▶ [Task prompt]
Scan the following material for the string "this" and copy each line in which it appears.

Part of a data file
◆ ◆ ◆ ◆ ◆ ◆ ◆

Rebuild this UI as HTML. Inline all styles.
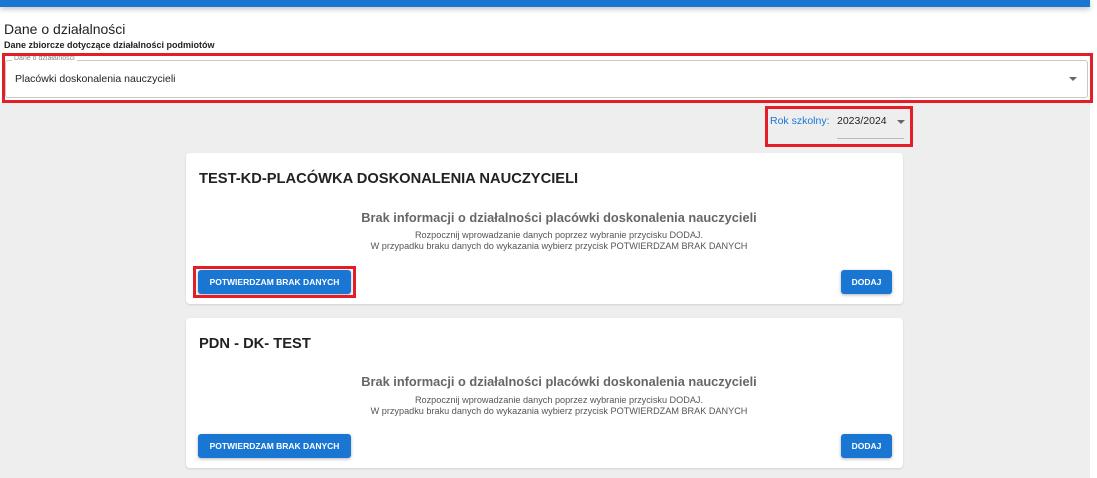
<!DOCTYPE html>
<html><head><meta charset="utf-8"><style>
*{box-sizing:border-box;margin:0;padding:0}
body{width:1097px;height:478px;overflow:hidden;background:#fff;font-family:"Liberation Sans",sans-serif;position:relative}
.page{position:absolute;left:0;top:0;width:1090px;height:478px;background:#eeeeee}
.top{position:absolute;left:0;top:0;width:1090px;height:102px;background:#fff}
.bar{position:absolute;left:0;top:0;width:1090px;height:7px;background:#1976d2;box-shadow:0 2px 6px rgba(0,0,0,.25)}
.a{position:absolute;white-space:nowrap}
.red{position:absolute;border:3px solid #e41e26}
.sel{position:absolute;left:5px;top:60px;width:1083px;height:38px;border:1px solid #c8c8c8;border-radius:3px;background:#fff}
.card{position:absolute;left:186px;width:717px;background:#fff;border-radius:4px;box-shadow:0 1px 2px rgba(0,0,0,.12)}
.btn{position:absolute;background:#1976d2;color:#fff;font-weight:bold;font-size:8.5px;border-radius:3px;box-shadow:0 1px 3px rgba(0,0,0,.3);text-align:center;line-height:24px;height:24px}
.tri{position:absolute;width:0;height:0;border-left:4px solid transparent;border-right:4px solid transparent;border-top:4px solid #666}
.h{font-size:14.7px;font-weight:bold;color:#222;left:13px;top:18px}
.m{font-size:12.8px;color:#666;font-weight:bold;left:0;width:746px;text-align:center}
.s{font-size:9.15px;color:#555;left:0;width:746px;text-align:center}
</style></head><body>
<div class="page"></div>
<div class="top"></div>
<div class="bar"></div>
<div class="a" style="left:4px;top:21px;font-size:14px;color:#222">Dane o działalności</div>
<div class="a" style="left:4px;top:40px;font-size:9px;font-weight:bold;color:#222">Dane zbiorcze dotyczące działalności podmiotów</div>
<div class="sel"></div>
<div class="a" style="left:12px;top:55px;font-size:7px;color:#888;background:#fff;padding:0 2px">Dane o działalności</div>
<div class="a" style="left:15px;top:73px;font-size:10.5px;color:#222">Placówki doskonalenia nauczycieli</div>
<div class="tri" style="left:1069px;top:77px"></div>
<div class="red" style="left:2px;top:53px;width:1091px;height:50px"></div>
<div class="a" style="left:770px;top:115px;font-size:10.5px;color:#1976d2">Rok szkolny:</div>
<div class="a" style="left:837px;top:115px;font-size:10.5px;color:#222">2023/2024</div>
<div class="tri" style="left:897px;top:120px"></div>
<div style="position:absolute;left:837px;top:138px;width:67px;height:1px;background:#bbb"></div>
<div class="red" style="left:765px;top:106px;width:148px;height:41px"></div>

<div class="card" style="top:153px;height:151px">
<div class="a h">TEST-KD-PLACÓWKA DOSKONALENIA NAUCZYCIELI</div>
<div class="a m" style="top:57px">Brak informacji o działalności placówki doskonalenia nauczycieli</div>
<div class="a s" style="top:77px">Rozpocznij wprowadzanie danych poprzez wybranie przycisku DODAJ.</div>
<div class="a s" style="top:88px">W przypadku braku danych do wykazania wybierz przycisk POTWIERDZAM BRAK DANYCH</div>
<div class="btn" style="left:12px;top:117px;width:153px">POTWIERDZAM BRAK DANYCH</div>
<div class="btn" style="left:655px;top:117px;width:51px">DODAJ</div>
</div>
<div class="red" style="left:193px;top:266px;width:163px;height:32px"></div>

<div class="card" style="top:318px;height:150px">
<div class="a h">PDN - DK- TEST</div>
<div class="a m" style="top:56px">Brak informacji o działalności placówki doskonalenia nauczycieli</div>
<div class="a s" style="top:77px">Rozpocznij wprowadzanie danych poprzez wybranie przycisku DODAJ.</div>
<div class="a s" style="top:88px">W przypadku braku danych do wykazania wybierz przycisk POTWIERDZAM BRAK DANYCH</div>
<div class="btn" style="left:12px;top:116px;width:153px">POTWIERDZAM BRAK DANYCH</div>
<div class="btn" style="left:655px;top:116px;width:51px">DODAJ</div>
</div>
</body></html>
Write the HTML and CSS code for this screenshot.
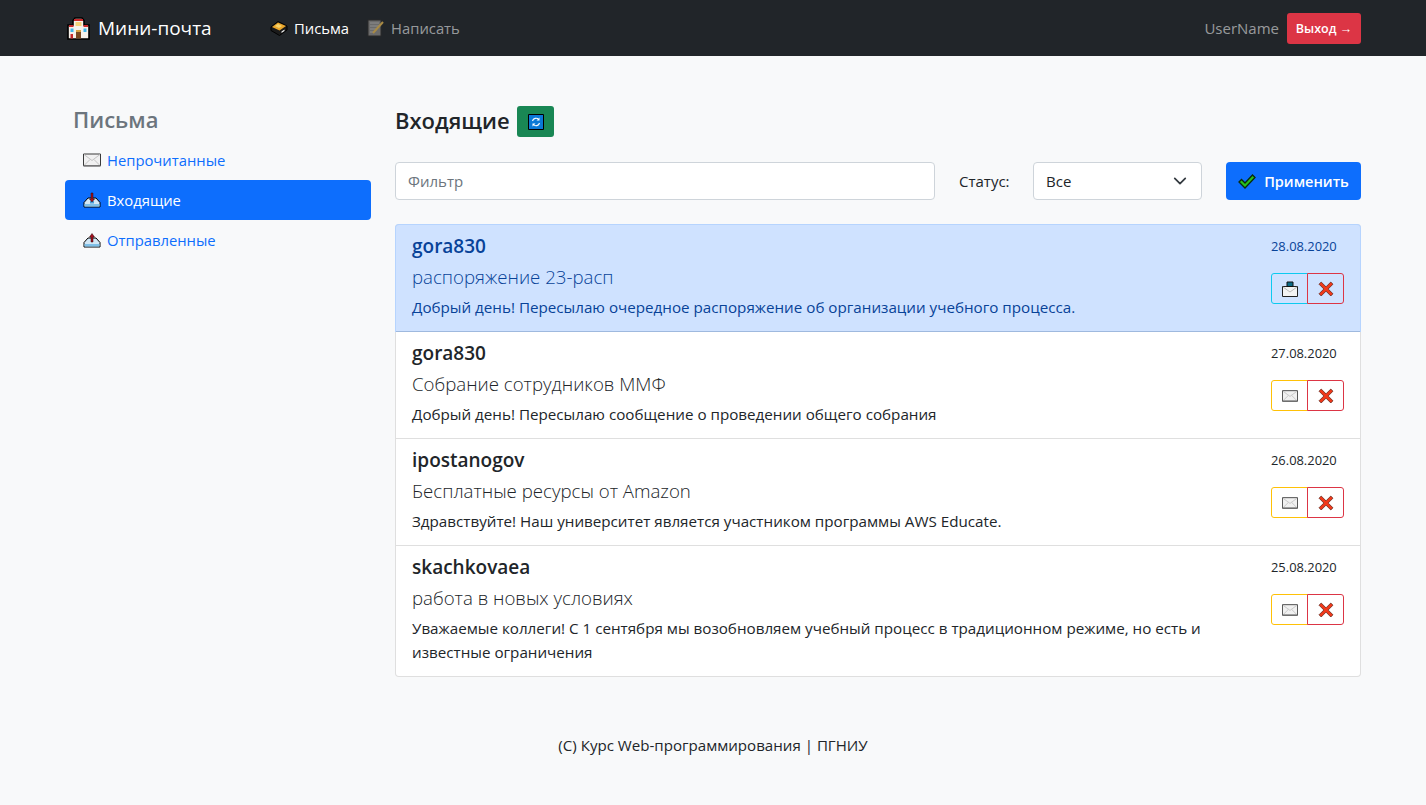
FILE: index.html
```html
<!DOCTYPE html>
<html lang="ru">
<head>
    <meta charset="UTF-8">
    <meta name="viewport" content="width=device-width, initial-scale=1.0">
    <title>Мини-почта</title>
    <link rel="stylesheet" href="styles.css">
</head>
<body>

<!-- Icon set -->
<svg class="icon-defs" width="0" height="0">
    <defs>
        <symbol id="i-school" viewBox="0 0 23 23">
            <path d="M1 8h5V3.500L8 1h7l2 2.500V8h5v14H1z" fill="#f6f1ea" stroke="#000" stroke-width="1.600"/>
            <path d="M2 8h4.500v2H2zM16.500 8H21v2h-4.500zM7 2h9v2H7z" fill="#c8292b"/>
            <path d="M8.500 5h6v4h-6z" fill="#f4d27a"/>
            <path d="M3.500 11.500h3v3.500h-3zM16.500 11.500h3v3.500h-3z" fill="#3fb6ea"/>
            <path d="M9 13h5v8.500H9z" fill="#7a4a22"/>
            <path d="M9 13h5v2H9z" fill="#d9a441"/>
            <path d="M3.500 17h2.500v4.500H3.500z" fill="#c8292b"/>
        </symbol>
        <symbol id="i-inbox-tray" viewBox="0 0 18 17">
            <path d="M1 7.500L8 2l9 4.500v4L9.500 16 1 11z" fill="#1a1a1a" stroke="#000"/>
            <path d="M2 7.500L8 3l8 3.500-6.500 4.500z" fill="#e9a62c"/>
            <path d="M5 6.500l3-2 4 2-3 2z" fill="#f6d36b"/>
            <path d="M11.500 12l3-2v1.500l-3 2z" fill="#eee"/>
        </symbol>
        <symbol id="i-note" viewBox="0 0 18 18">
            <path d="M1 1h13v16H1z" fill="#6b6b6b" stroke="#2a2a2a"/>
            <path d="M3 4h9M3 7h9M3 10h6M3 13h4" stroke="#8f8f8f" stroke-width="1"/>
            <path d="M6 14l10-11" stroke="#a88a44" stroke-width="2"/>
        </symbol>
        <symbol id="i-envelope" viewBox="0 0 18 13">
            <path d="M.5.5h17v12H.5z" fill="#f1f1f1" stroke="#3a3a3a"/>
            <path d="M1 1l8 6 8-6M1 12l6-6M17 12l-6-6" fill="none" stroke="#c4c4c4" stroke-width="1"/>
            <path d="M1 12h16" stroke="#777"/>
        </symbol>
        <symbol id="i-inbox" viewBox="0 0 18 16">
            <path d="M1 10.500L5 6h8l4 4.500V15H1z" fill="#d3e8f6" stroke="#000"/>
            <path d="M1.500 12h15v2.500h-15z" fill="#7fc0e8"/>
            <path d="M7 9h4v2.500H7z" fill="#4a9ed8"/>
            <path d="M8 1h2v6h1.500L9 10 6.500 7H8z" fill="#a5101f" stroke="#2a0a0a" stroke-width=".5"/>
        </symbol>
        <symbol id="i-outbox" viewBox="0 0 18 16">
            <path d="M1 10.500L5 6h8l4 4.500V15H1z" fill="#d3e8f6" stroke="#000"/>
            <path d="M1.500 12h15v2.500h-15z" fill="#7fc0e8"/>
            <path d="M8 10V5H6.500L9 1.500 11.500 5H10v5z" fill="#a5101f" stroke="#2a0a0a" stroke-width=".5"/>
        </symbol>
        <symbol id="i-refresh" viewBox="0 0 16 16">
            <path d="M.5.5h15v15H.5z" fill="#0a78d6" stroke="#000"/>
            <path d="M4.500 7a3.600 3.600 0 0 1 6.200-1.500M11.500 9a3.600 3.600 0 0 1-6.200 1.500" fill="none" stroke="#fff" stroke-width="1.100"/>
            <path d="M11.500 3.500v3H8.500zM4.500 12.500v-3h3z" fill="#fff"/>
        </symbol>
        <symbol id="i-check" viewBox="0 0 18 15">
            <path d="M1 8l2.500-2.500L7 9l7.500-8L17 3.500 7 14z" fill="#27c11c" stroke="#0b2a0b" stroke-width="1.300"/>
        </symbol>
        <symbol id="i-cross" viewBox="0 0 16 16">
            <path d="M1 3.200L3.200 1 8 5.800 12.800 1 15 3.200 10.200 8 15 12.800 12.800 15 8 10.200 3.200 15 1 12.800 5.800 8z" fill="#f0391a" stroke="#3a0d05" stroke-width=".6"/>
        </symbol>
        <symbol id="i-open" viewBox="0 0 16 16">
            <path d="M.5 5.500h15v10H.5z" fill="#f3f3f3" stroke="#222"/>
            <path d="M1 6l7 5 7-5" fill="none" stroke="#bbb"/>
            <path d="M5 1h6v4.500H5z" fill="#0b6a86" stroke="#111"/>
        </symbol>
    </defs>
</svg>

<nav class="navbar">
    <div class="container navbar-inner">
        <a class="brand" href="#"><svg class="brand-icon"><use href="#i-school"/></svg>Мини-почта</a>
        <ul class="nav-menu">
            <li><a class="nav-link active" href="#"><svg class="nav-icon"><use href="#i-inbox-tray"/></svg>Письма</a></li>
            <li><a class="nav-link" href="#"><svg class="nav-icon"><use href="#i-note"/></svg>Написать</a></li>
        </ul>
        <div class="user-box">
            <span class="user-name">UserName</span>
            <a class="btn-logout" href="#">Выход →</a>
        </div>
    </div>
</nav>

<div class="container content">
    <aside class="sidebar">
        <h4 class="sidebar-title">Письма</h4>
        <a class="side-link" href="#"><svg class="side-icon"><use href="#i-envelope"/></svg>Непрочитанные</a>
        <a class="side-link active" href="#"><svg class="side-icon"><use href="#i-inbox"/></svg>Входящие</a>
        <a class="side-link" href="#"><svg class="side-icon"><use href="#i-outbox"/></svg>Отправленные</a>
    </aside>

    <main class="main">
        <div class="main-head">
            <h4 class="main-title">Входящие</h4>
            <button class="btn-refresh"><svg class="refresh-icon"><use href="#i-refresh"/></svg></button>
        </div>

        <form class="filter-row">
            <input class="field filter-input" type="text" placeholder="Фильтр">
            <label class="filter-label">Статус:</label>
            <div class="field select-box">
                <span>Все</span>
                <svg class="chevron" viewBox="0 0 16 16"><path d="M2 5l6 6 6-6" fill="none" stroke="#343a40" stroke-width="2" stroke-linecap="round" stroke-linejoin="round"/></svg>
            </div>
            <button class="btn-apply" type="button"><svg class="check-icon"><use href="#i-check"/></svg>Применить</button>
        </form>

        <div class="mail-list">
            <div class="mail-item active">
                <div class="mail-body">
                    <h5 class="mail-from">gora830</h5>
                    <h5 class="mail-subject">распоряжение 23-расп</h5>
                    <p class="mail-text">Добрый день! Пересылаю очередное распоряжение об организации учебного процесса.</p>
                </div>
                <div class="mail-side">
                    <small class="mail-date">28.08.2020</small>
                    <div class="btn-group">
                        <button class="btn-mark info"><svg class="mark-icon"><use href="#i-open"/></svg></button>
                        <button class="btn-mark danger"><svg class="mark-icon"><use href="#i-cross"/></svg></button>
                    </div>
                </div>
            </div>
            <div class="mail-item">
                <div class="mail-body">
                    <h5 class="mail-from">gora830</h5>
                    <h5 class="mail-subject">Собрание сотрудников ММФ</h5>
                    <p class="mail-text">Добрый день! Пересылаю сообщение о проведении общего собрания</p>
                </div>
                <div class="mail-side">
                    <small class="mail-date">27.08.2020</small>
                    <div class="btn-group">
                        <button class="btn-mark warning"><svg class="mark-icon"><use href="#i-envelope"/></svg></button>
                        <button class="btn-mark danger"><svg class="mark-icon"><use href="#i-cross"/></svg></button>
                    </div>
                </div>
            </div>
            <div class="mail-item">
                <div class="mail-body">
                    <h5 class="mail-from">ipostanogov</h5>
                    <h5 class="mail-subject">Бесплатные ресурсы от Amazon</h5>
                    <p class="mail-text">Здравствуйте! Наш университет является участником программы AWS Educate.</p>
                </div>
                <div class="mail-side">
                    <small class="mail-date">26.08.2020</small>
                    <div class="btn-group">
                        <button class="btn-mark warning"><svg class="mark-icon"><use href="#i-envelope"/></svg></button>
                        <button class="btn-mark danger"><svg class="mark-icon"><use href="#i-cross"/></svg></button>
                    </div>
                </div>
            </div>
            <div class="mail-item">
                <div class="mail-body">
                    <h5 class="mail-from">skachkovaea</h5>
                    <h5 class="mail-subject">работа в новых условиях</h5>
                    <p class="mail-text">Уважаемые коллеги! С 1 сентября мы возобновляем учебный процесс в традиционном режиме, но есть и известные ограничения</p>
                </div>
                <div class="mail-side">
                    <small class="mail-date">25.08.2020</small>
                    <div class="btn-group">
                        <button class="btn-mark warning"><svg class="mark-icon"><use href="#i-envelope"/></svg></button>
                        <button class="btn-mark danger"><svg class="mark-icon"><use href="#i-cross"/></svg></button>
                    </div>
                </div>
            </div>
        </div>
    </main>
</div>

<footer class="footer">(C) Курс Web-программирования | ПГНИУ</footer>

</body>
</html>
```

FILE: styles.css
```css
/* General Styles */
* {
    box-sizing: border-box;
}

body {
    font-family: "Open Sans", "Noto Sans", Arial, sans-serif;
    font-size: 15px;
    line-height: 24px;
    color: #212529;
    background-color: #f8f9fa;
    margin: 0;
}

a {
    text-decoration: none;
}

.icon-defs {
    display: block;
    height: 0;
}

.container {
    width: 1320px;
    margin: 0 auto;
    padding: 0 12px;
}

/* Navbar */
.navbar {
    height: 56px;
    background-color: #212529;
}

.navbar-inner {
    display: flex;
    align-items: center;
    height: 56px;
}

.brand {
    display: flex;
    align-items: center;
    margin-left: 2px;
    width: 203px;
    font-size: 19px;
    color: white;
}

.brand-icon {
    width: 23px;
    height: 23px;
    margin-right: 8px;
}

.nav-menu {
    display: flex;
    gap: 18px;
    list-style: none;
    margin: 0;
    padding: 0;
    flex: 1;
}

.nav-link {
    display: flex;
    align-items: center;
    font-size: 14.800px;
    color: rgba(255, 255, 255, 0.55);
}

.nav-link.active {
    font-weight: 500;
    color: white;
}

.nav-icon {
    width: 18px;
    height: 18px;
    margin-right: 6px;
}

.user-box {
    display: flex;
    align-items: center;
}

.user-name {
    color: rgba(255, 255, 255, 0.55);
    margin-right: 8px;
}

.btn-logout {
    display: block;
    width: 74px;
    height: 31px;
    line-height: 31px;
    text-align: center;
    font-size: 12.500px;
    font-weight: 600;
    color: white;
    background-color: #dc3545;
    border-radius: 3px;
}

/* Layout */
.content {
    display: flex;
    gap: 24px;
    padding-top: 48px;
}

.sidebar {
    width: 306px;
    flex-shrink: 0;
}

.main {
    flex: 1;
    min-width: 0;
}

.sidebar-title {
    margin: 0 0 0 8px;
    height: 36px;
    line-height: 30px;
    font-size: 22px;
    font-weight: 600;
    color: #6c757d;
}

.side-link {
    display: flex;
    align-items: center;
    height: 40px;
    padding-left: 18px;
    font-size: 14.800px;
    color: #0d6efd;
    border-radius: 4px;
}

.side-link.active {
    color: white;
    background-color: #0d6efd;
}

.side-icon {
    width: 18px;
    height: 16px;
    margin-right: 6px;
}

/* Heading */
.main-head {
    display: flex;
    align-items: center;
    height: 31px;
    margin: 2px 0 25px;
}

.main-title {
    width: 115px;
    margin: 0 7px 0 0;
    padding-bottom: 3px;
    font-size: 22px;
    font-weight: 600;
    white-space: nowrap;
}

.btn-refresh {
    display: flex;
    align-items: center;
    justify-content: center;
    width: 37px;
    height: 31px;
    padding: 0;
    border: none;
    border-radius: 3px;
    background-color: #198754;
}

.refresh-icon {
    width: 16px;
    height: 16px;
}

/* Filter */
.filter-row {
    display: flex;
    align-items: center;
    margin-bottom: 24px;
}

.field {
    height: 38px;
    padding: 0 12px;
    font-family: inherit;
    font-size: 15px;
    color: #212529;
    background-color: white;
    border: 1px solid #ced4da;
    border-radius: 4px;
}

.field::placeholder {
    color: #6c757d;
}

.filter-input {
    width: 540px;
}

.filter-label {
    margin-left: 24px;
    width: 74px;
}

.select-box {
    display: flex;
    align-items: center;
    justify-content: space-between;
    width: 169px;
}

.chevron {
    width: 14px;
    height: 14px;
    margin-right: 2px;
}

.btn-apply {
    display: flex;
    align-items: center;
    justify-content: center;
    margin-left: 24px;
    width: 135px;
    height: 38px;
    padding: 0;
    font-family: inherit;
    font-size: 14.500px;
    font-weight: 600;
    color: white;
    background-color: #0d6efd;
    border: none;
    border-radius: 4px;
}

.check-icon {
    width: 18px;
    height: 15px;
    margin-right: 8px;
}

/* Mail list */
.mail-list {
    background-color: white;
    border: 1px solid rgba(0, 0, 0, 0.125);
    border-radius: 4px;
}

.mail-item {
    display: flex;
    padding: 9px 16px 7px;
    border-top: 1px solid rgba(0, 0, 0, 0.125);
}

.mail-item:first-child {
    border-top: none;
    border-radius: 3px 3px 0 0;
}

.mail-item.active {
    color: #084298;
    background-color: #cfe2ff;
    box-shadow: 0 0 0 1px #b6d4fe;
}

.mail-body {
    flex: 1;
    min-width: 0;
    padding-right: 60px;
}

.mail-from {
    margin: 0 0 4px;
    font-size: 19px;
    line-height: 24px;
    font-weight: 600;
}

.mail-subject {
    margin: 0 0 3px;
    font-size: 18.650px;
    line-height: 30px;
    font-weight: 300;
}

.mail-text {
    margin: 0 0 5px;
    font-size: 15.200px;
}

.mail-side {
    width: 73px;
    flex-shrink: 0;
}

.mail-date {
    display: block;
    height: 39px;
    font-size: 12.900px;
    line-height: 24px;
}

.btn-group {
    display: flex;
}

.btn-mark {
    display: flex;
    align-items: center;
    justify-content: center;
    width: 37px;
    height: 31px;
    padding: 0;
    background: transparent;
    border: 1px solid;
    border-radius: 3px 0 0 3px;
}

.btn-mark.danger {
    margin-left: -1px;
    border-color: #dc3545;
    border-radius: 0 3px 3px 0;
}

.btn-mark.info {
    border-color: #0dcaf0;
}

.btn-mark.warning {
    border-color: #ffc107;
}

.mark-icon {
    width: 16px;
    height: 16px;
}

/* Footer */
.footer {
    margin-top: 56px;
    padding-bottom: 47px;
    text-align: center;
    font-size: 15.100px;
}
```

◆ ◆ ◆ ◆ ◆ ◆ ◆

▶ [Task answer]
Rebuild this UI as HTML. Inline all styles.
Write the HTML and CSS code for this screenshot.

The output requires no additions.